I’d seen them from the air, but this close, they’re just as amazing as I’d imagined, as I’d seen them to be.


Here, different from the lines marking celestial happenings or water sources or ceremonial sites, the figures are etched deeper into the ground. The gravelly stones have been removed like they’d been for those other lines, but then the Nazca people used other instruments besides their hands to imprint these figures even further into the dirt. Vito tells us how the unique weather of the desert creates just the right environment to preserve these lines. In the morning a sly dew covers the ground, moistening things just enough so that when the early afternoon winds brush over the land, the dirt is wet and weighty so as not to be blown away. When the hot sun bakes the ground hard, this also works as part of the magic.


I look out. I look up. I bet the stars would be even more brilliant from out here.


I’m the last one down from the tower. 

With our lives in our hands, we bustle back across the Highway and tuck ourselves into the car. Our last stop is the Maria Reiche museum.
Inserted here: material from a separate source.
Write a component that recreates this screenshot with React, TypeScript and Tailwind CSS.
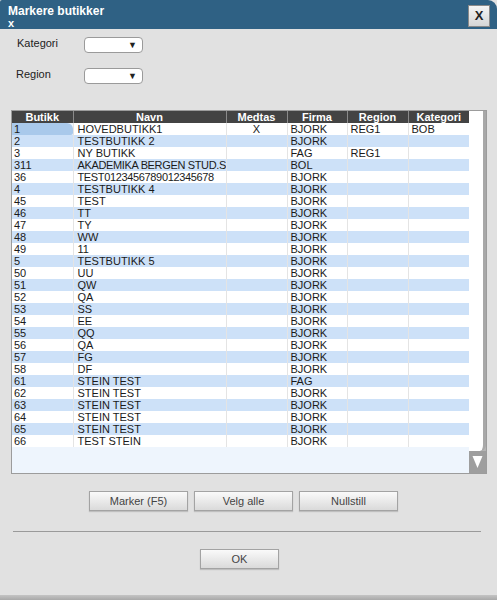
import React from 'react';

const rows: [string, string, string, string, string, string][] = [
    ['1', 'HOVEDBUTIKK1', 'X', 'BJORK', 'REG1', 'BOB'],
    ['2', 'TESTBUTIKK 2', '', 'BJORK', '', ''],
    ['3', 'NY BUTIKK', '', 'FAG', 'REG1', ''],
    ['311', 'AKADEMIKA BERGEN STUD.S', '', 'BOL', '', ''],
    ['36', 'TEST0123456789012345678', '', 'BJORK', '', ''],
    ['4', 'TESTBUTIKK 4', '', 'BJORK', '', ''],
    ['45', 'TEST', '', 'BJORK', '', ''],
    ['46', 'TT', '', 'BJORK', '', ''],
    ['47', 'TY', '', 'BJORK', '', ''],
    ['48', 'WW', '', 'BJORK', '', ''],
    ['49', '11', '', 'BJORK', '', ''],
    ['5', 'TESTBUTIKK 5', '', 'BJORK', '', ''],
    ['50', 'UU', '', 'BJORK', '', ''],
    ['51', 'QW', '', 'BJORK', '', ''],
    ['52', 'QA', '', 'BJORK', '', ''],
    ['53', 'SS', '', 'BJORK', '', ''],
    ['54', 'EE', '', 'BJORK', '', ''],
    ['55', 'QQ', '', 'BJORK', '', ''],
    ['56', 'QA', '', 'BJORK', '', ''],
    ['57', 'FG', '', 'BJORK', '', ''],
    ['58', 'DF', '', 'BJORK', '', ''],
    ['61', 'STEIN TEST', '', 'FAG', '', ''],
    ['62', 'STEIN TEST', '', 'BJORK', '', ''],
    ['63', 'STEIN TEST', '', 'BJORK', '', ''],
    ['64', 'STEIN TEST', '', 'BJORK', '', ''],
    ['65', 'STEIN TEST', '', 'BJORK', '', ''],
    ['66', 'TEST STEIN', '', 'BJORK', '', ''],
];

const headers = ['Butikk', 'Navn', 'Medtas', 'Firma', 'Region', 'Kategori'];

function Select() {
    return (
        <div className="w-[59px] h-[16px] bg-white border border-[#9a9a9a] rounded-[4px] flex items-center justify-end pr-[5px]">
            <span className="text-[9px] leading-none text-[#222]">▼</span>
        </div>
    );
}

function Button({ label, w }: { label: string; w: string }) {
    return (
        <button className={`${w} h-[20px] border border-[#a3a3a3] bg-gradient-to-b from-[#fafafa] to-[#dadada] text-[11px] text-[#444] shadow-[0_1px_1px_rgba(0,0,0,0.15)]`}>
            {label}
        </button>
    );
}

export default function App() {
    return (
        <div className="w-[497px] h-[600px] bg-[#e1e1e1] relative overflow-hidden flex flex-col" style={{ fontFamily: '"Liberation Sans", Arial, sans-serif' }}>
            {/* Title bar */}
            <div className="h-[29px] bg-[#2f6184] rounded-tr-[9px] rounded-tl-[2px] px-[8px] pt-[4px] text-white font-bold relative">
                <div className="text-[12px] leading-[14px]">Markere butikker</div>
                <div className="text-[11px] leading-[10px]">x</div>
                <div className="absolute right-[7px] top-[5px] w-[22px] h-[22px] bg-gradient-to-b from-[#f4f4f4] to-[#d6d6d6] border border-[#8a8a8a] flex items-center justify-center text-[#222] text-[13px] font-bold">
                    X
                </div>
            </div>

            {/* Filters */}
            <div className="flex flex-col gap-[15px] mt-[8px]">
                <div className="flex items-center">
                    <span className="w-[84px] pl-[17px] text-[11px] text-[#222] -mt-[3px]">Kategori</span>
                    <Select />
                </div>
                <div className="flex items-center">
                    <span className="w-[84px] pl-[16px] text-[11px] text-[#222] -mt-[3px]">Region</span>
                    <Select />
                </div>
            </div>

            {/* Grid */}
            <div className="ml-[11px] mt-[26px] w-[476px] h-[364px] border border-[#9c9c9c] bg-[#eef5fd] flex">
                <div className="w-[457px]">
                    <table className="table-fixed border-collapse w-[457px] text-[11px] leading-[12px] text-[#1a1a1a]">
                        <colgroup>
                            <col className="w-[61px]" />
                            <col className="w-[153px]" />
                            <col className="w-[61px]" />
                            <col className="w-[60px]" />
                            <col className="w-[61px]" />
                            <col className="w-[61px]" />
                        </colgroup>
                        <thead>
                            <tr className="h-[12px] bg-[#434343] text-white">
                                {headers.map((h) => (
                                    <th key={h} className="font-bold text-center p-0 h-[12px] border-r border-[#8a8a8a] last:border-r-0">{h}</th>
                                ))}
                            </tr>
                        </thead>
                        <tbody>
                            {rows.map((r, i) => (
                                <tr key={i} className={`h-[12px] ${i % 2 === 1 ? 'bg-[#cde1f8]' : 'bg-white'}`}>
                                    {r.map((c, j) => (
                                        <td
                                            key={j}
                                            className={`p-0 h-[12px] whitespace-nowrap overflow-hidden border-r border-[#e4e4e4] ${
                                                j === 0 ? 'pl-[2px]' : j === 2 ? 'text-center' : j === 1 ? 'pl-[4px]' : 'pl-[3px]'
                                            } ${i === 0 && j === 0 ? 'bg-[#a9c9eb] rounded-tr-[6px] rounded-br-[2px]' : ''} ${
                                                j === 1 && c.length > 20 ? 'tracking-[-0.35px]' : ''
                                            }`}
                                        >
                                            {c}
                                        </td>
                                    ))}
                                </tr>
                            ))}
                        </tbody>
                    </table>
                </div>
                {/* Scrollbar */}
                <div className="w-[17px] flex flex-col bg-[#b5b5b5]">
                    <div className="flex-1 bg-white border-r-[3px] border-[#a8a8a8] rounded-br-[6px]" />
                    <div className="h-[22px] bg-[#9e9e9e] flex items-center justify-center">
                        <svg width="11" height="14" viewBox="0 0 11 14">
                            <path d="M0.5 1 L10.5 1 L5.5 13 Z" fill="#ffffff" />
                        </svg>
                    </div>
                </div>
            </div>

            {/* Action buttons */}
            <div className="flex gap-[6px] ml-[89px] mt-[17px]">
                <Button label="Marker (F5)" w="w-[99px]" />
                <Button label="Velg alle" w="w-[99px]" />
                <Button label="Nullstill" w="w-[99px]" />
            </div>

            <div className="ml-[13px] w-[468px] h-px bg-[#9a9a9a] mt-[20px]" />

            <div className="flex ml-[200px] mt-[17px]">
                <Button label="OK" w="w-[79px]" />
            </div>

            <div className="absolute bottom-0 left-0 right-0 h-[5px] bg-gradient-to-b from-[#c4c4c4] to-[#a8a8a8]" />
        </div>
    );
}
Formerly Reiche’s home and research base, the place has been converted into a beautiful museum that showcases her life and work and serves as a tribute to her love of Peru and its wonders. I wander around taking pictures of the flowers and the VW van she used to get around.
When Rodney, Markus and I have had our museum fill, Vito takes us back home.


We thank him, pay him and bid him farewell. “Adios, amigo.”
Back at The Oasis, Rodney and I have just enough time to get our things together and take a taxi to the Cruz del Sur bus station.
The time comes to board and I settle into my seat and prepare for the three hour trip to Ica.

I lean my head against the window and whisper: Goodbye desert. Goodbye Lines. Goodbye mystery. Goodbye Nazca.